• [STATED TASK] From the entries below, copy out every line with "this" in it.

• [DATA FOR THE TASK]
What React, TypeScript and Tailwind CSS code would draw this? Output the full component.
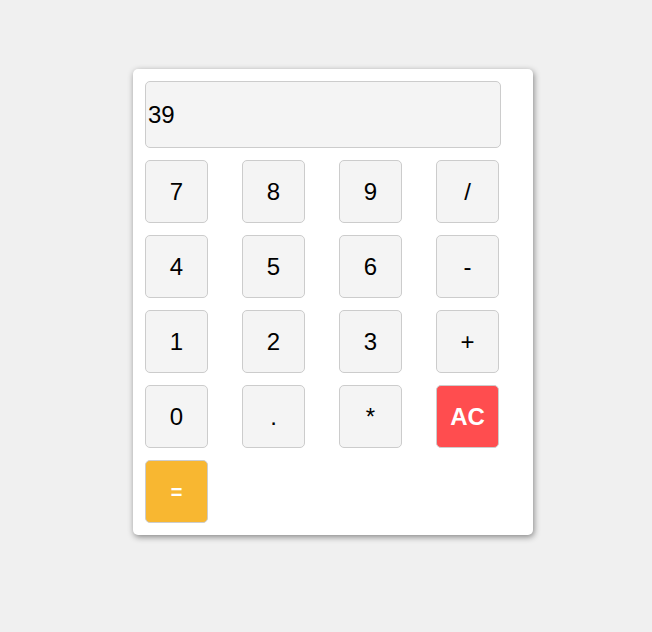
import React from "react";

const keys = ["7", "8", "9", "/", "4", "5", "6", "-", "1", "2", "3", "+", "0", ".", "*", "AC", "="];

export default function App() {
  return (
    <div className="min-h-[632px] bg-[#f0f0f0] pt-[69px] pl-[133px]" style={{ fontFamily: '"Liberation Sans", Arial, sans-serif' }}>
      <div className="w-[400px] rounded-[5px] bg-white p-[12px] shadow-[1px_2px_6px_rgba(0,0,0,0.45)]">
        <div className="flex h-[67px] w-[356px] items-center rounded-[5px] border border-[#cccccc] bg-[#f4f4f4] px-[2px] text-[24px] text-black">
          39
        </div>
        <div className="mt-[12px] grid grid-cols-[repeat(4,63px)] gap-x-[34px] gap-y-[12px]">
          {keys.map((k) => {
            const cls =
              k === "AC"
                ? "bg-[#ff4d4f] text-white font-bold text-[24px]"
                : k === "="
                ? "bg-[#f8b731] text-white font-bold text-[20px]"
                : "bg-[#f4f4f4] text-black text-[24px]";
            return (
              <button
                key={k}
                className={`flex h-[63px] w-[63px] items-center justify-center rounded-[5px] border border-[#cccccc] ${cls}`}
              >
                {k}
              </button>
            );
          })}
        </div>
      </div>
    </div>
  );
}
...
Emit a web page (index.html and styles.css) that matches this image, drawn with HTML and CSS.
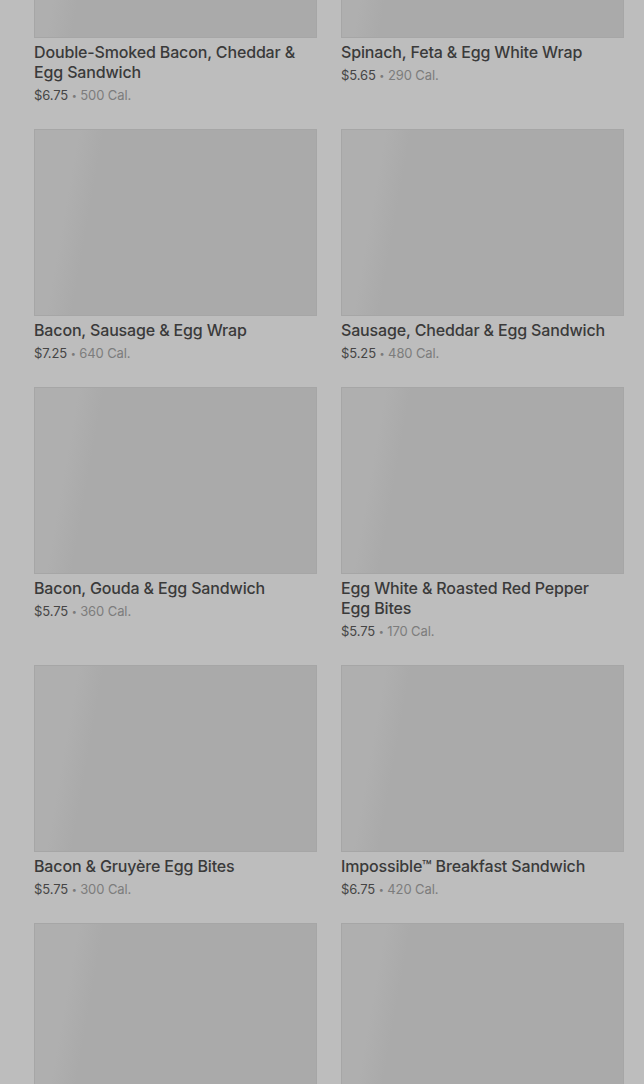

• [REPLY]
What React, TypeScript and Tailwind CSS code would draw this? Output the full component.
Emit a web page (index.html and styles.css) that matches this image, drawn with HTML and CSS.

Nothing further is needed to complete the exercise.